Since making his mechanical change, he's also changed this--kind of. Here are his swing rates on pitches inside the zone, and beyond it, throughout the season.

export (84).png

Seeing that blue line trending steadily downward will warm the cockles of any hitting coach's heart. That's pixelated job security, right there. That's a young hitter taking great instruction and screaming around a developmental corner at full speed. Only, look at the yellow line, too. That one is telling its own story. At his peak, in the first half of August when he was first starting to really feel his new superpower, Crow-Armstrong was swinging at fully 90% of the strikes he saw.

I don't care if you're the secret grandchild of Ted Williams and Rod Carew: you can't sustain a high level of contact efficiency while swinging at over nine of every 10 pitches in the zone--let alone chasing barely a quarter of the time in the process.
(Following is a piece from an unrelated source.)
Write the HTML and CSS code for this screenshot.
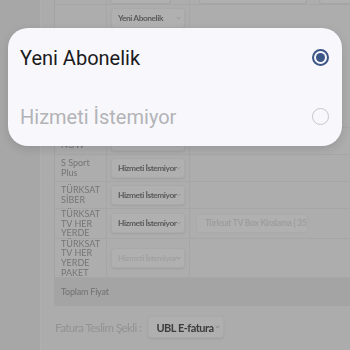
FILE: index.html
```html
<!DOCTYPE html>
<html lang="tr">
<head>
<meta charset="utf-8">
<link rel="stylesheet" href="styles.css">
</head>
<body>
<div class="screen">
  <div class="page">
    <aside class="side"></aside>
    <main class="card">
      <div class="table">
        <div class="row row-top">
          <div class="cell label"></div>
          <div class="cell ctrl"><span class="stub stub-a"></span></div>
          <div class="cell extra"><span class="stub stub-b"></span><span class="stub stub-c"></span></div>
        </div>
        <div class="row row-tall">
          <div class="cell label"></div>
          <div class="cell ctrl ctrl-top">
            <div class="select">Yeni Abonelik <svg class="chev" viewBox="0 0 6 4"><path d="M0.8 0.8 L3 3 L5.2 0.8"/></svg></div>
          </div>
          <div class="cell extra"></div>
        </div>
        <div class="row">
          <div class="cell label label-now">NOW</div>
          <div class="cell ctrl"><div class="select"></div></div>
          <div class="cell extra"></div>
        </div>
        <div class="row">
          <div class="cell label">S Sport Plus</div>
          <div class="cell ctrl"><div class="select">Hizmeti İstemiyor <svg class="chev" viewBox="0 0 6 4"><path d="M0.8 0.8 L3 3 L5.2 0.8"/></svg></div></div>
          <div class="cell extra"></div>
        </div>
        <div class="row">
          <div class="cell label">TÜRKSAT SİBER</div>
          <div class="cell ctrl"><div class="select">Hizmeti İstemiyor <svg class="chev" viewBox="0 0 6 4"><path d="M0.8 0.8 L3 3 L5.2 0.8"/></svg></div></div>
          <div class="cell extra"></div>
        </div>
        <div class="row">
          <div class="cell label">TÜRKSAT TV HER YERDE</div>
          <div class="cell ctrl"><div class="select">Hizmeti İstemiyor <svg class="chev" viewBox="0 0 6 4"><path d="M0.8 0.8 L3 3 L5.2 0.8"/></svg></div></div>
          <div class="cell extra"><div class="btn-disabled">Türksat TV Box Kiralama ( 35</div></div>
        </div>
        <div class="row">
          <div class="cell label">TÜRKSAT TV HER YERDE PAKET</div>
          <div class="cell ctrl"><div class="select disabled">Hizmeti İstemiyor <svg class="chev" viewBox="0 0 6 4"><path d="M0.8 0.8 L3 3 L5.2 0.8"/></svg></div></div>
          <div class="cell extra"></div>
        </div>
        <div class="total">Toplam Fiyat</div>
      </div>
      <div class="invoice">
        <span class="invoice-label">Fatura Teslim Şekli :</span>
        <div class="select big">UBL E-fatura<svg class="chev" viewBox="0 0 6 4"><path d="M0.8 0.8 L3 3 L5.2 0.8"/></svg></div>
      </div>
    </main>
  </div>

  <div class="sheet">
    <div class="option">
      <span class="option-text">Yeni Abonelik</span>
      <span class="radio checked"></span>
    </div>
    <div class="option muted">
      <span class="option-text">Hizmeti İstemiyor</span>
      <span class="radio"></span>
    </div>
  </div>
</div>
</body>
</html>
```

FILE: styles.css
```css
* { box-sizing: border-box; }
html, body { margin: 0; padding: 0; }
body {
  font-family: Lato, "Open Sans", sans-serif;
  background: #a7a7a7;
}
.screen {
  position: relative;
  width: 350px;
  height: 350px;
  overflow: hidden;
  background: #a7a7a7;
}
.page {
  display: flex;
  height: 100%;
  filter: blur(0.35px);
}
.side { width: 40px; flex: none; }
.card {
  flex: 1;
  background: #acacac;
  border-left: 1px solid #b0b0b0;
  padding: 0 0 0 13px;
  min-width: 0;
}
.table {
  border-left: 1px solid #a3a3a3;
  border-bottom: 1px solid #a3a3a3;
  border-radius: 0 0 0 4px;
  background: #adadad;
  overflow: hidden;
}
.row {
  display: grid;
  grid-template-columns: 52px 83px 1fr;
  border-bottom: 1px solid #a6a6a6;
}
.cell { display: flex; align-items: center; }
.label {
  padding: 0 4px 0 6px;
  font-size: 9px;
  line-height: 9.6px;
  color: #757575;
  border-right: 1px solid #a6a6a6;
}
.label-now { align-items: flex-end; padding-bottom: 4px; }
.ctrl {
  padding: 3px 4px;
  border-right: 1px solid #a6a6a6;
}
.ctrl-top { align-items: flex-start; }
.extra { padding-left: 6px; }
.row-top { height: 5px; }
.row-top .cell { align-items: flex-end; padding: 0; }
.row-tall { height: 123px; }
.stub {
  display: block;
  height: 4px;
  background: #b0b0b0;
  border: 1px solid #a4a4a4;
  border-top: none;
  border-radius: 0 0 3px 3px;
}
.stub-a { width: 61px; margin-left: 3px; }
.stub-b { width: 108px; margin-left: 9px; }
.stub-c { flex: 1; margin-left: 12px; border-right: none; border-radius: 0 0 0 3px; }
.row-top .extra { padding-left: 0; }

.select {
  width: 74px;
  height: 20px;
  background: #b0b0b0;
  border: 1px solid #a9a9a9;
  border-radius: 3px;
  box-shadow: 0 1px 2px rgba(0,0,0,0.08);
  font-size: 8.4px;
  font-weight: 700;
  letter-spacing: -0.45px;
  color: #5a5a5a;
  display: flex;
  align-items: center;
  justify-content: space-between;
  padding: 0 3px 0 6px;
  white-space: nowrap;
}
.select.disabled { color: #a1a1a1; }
.chev {
  width: 5px;
  height: 4px;
  flex: none;
  fill: none;
  stroke: #8a8a8a;
  stroke-width: 0.9;
}
.btn-disabled {
  width: 112px;
  height: 19px;
  background: #b0b0b0;
  border: 1px solid #a9a9a9;
  border-radius: 3px;
  font-size: 8.6px;
  font-weight: 700;
  letter-spacing: -0.3px;
  color: #9d9d9d;
  display: flex;
  align-items: center;
  padding-left: 8px;
  white-space: nowrap;
}
.total {
  height: 27px;
  background: #a4a4a4;
  display: flex;
  align-items: center;
  padding-left: 6px;
  font-size: 9px;
  letter-spacing: -0.2px;
  color: #707070;
}
.invoice {
  display: flex;
  align-items: center;
  gap: 7px;
  margin-top: 10px;
  padding-left: 1px;
}
.invoice-label {
  font-size: 11.5px;
  letter-spacing: -0.55px;
  color: #929292;
}
.select.big {
  width: auto;
  height: 22px;
  gap: 1px;
  font-size: 11px;
  letter-spacing: -0.5px;
  color: #3c3c3c;
  padding: 0 3px 0 7px;
  background: #afafaf;
}
.select.big .chev { stroke: #707070; }

.sheet {
  position: absolute;
  left: 8px;
  top: 28px;
  width: 334px;
  background: #f8f8fc;
  border-radius: 20px;
  box-shadow: 0 3px 10px rgba(0,0,0,0.12);
  font-family: Roboto, "Noto Sans", sans-serif;
}
.option {
  height: 59px;
  display: flex;
  align-items: center;
  justify-content: space-between;
  padding: 0 13px 0 12px;
  font-size: 20px;
  color: #1b1b1d;
}
.option.muted { color: #b3b3b7; }
.radio {
  width: 17px;
  height: 17px;
  border-radius: 50%;
  border: 1.5px solid #c6c6ca;
  display: flex;
  align-items: center;
  justify-content: center;
}
.radio.checked { border: 2px solid #3d5688; }
.radio.checked::after {
  content: "";
  width: 9px;
  height: 9px;
  border-radius: 50%;
  background: #3d5688;
}
```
That bespeaks a hitter on a true, once-in-a-lifetime heater--but not one who has figured out the game in some semi-permanent way.

Crow-Armstrong, in short, still needs to learn to swing less often, and this set of adjustments to his setup and swing hasn't much helped with that. I can buy that he's going to cut his chase rate into the 30s, rather than the mid-40s, and that's plenty valuable, but until he gets more selective across the board--even within the zone--there will be pitchers getting his report and nodding purposefully. At key moments, teams will start figuring out ways to retire Crow-Armstrong, by exploiting his hyper-aggressiveness.

That does not, by any means, invalidate the huge changes he's made. They should continue to serve him well. The Cubs seem to have a credible big-league hitter on their hands, thanks to the way he's changed his usage of his. They just don't have a bona fide superstar, unless and until a very difficult--and, for many afflicted with such swing happiness, impossible--second layer of major changes is made.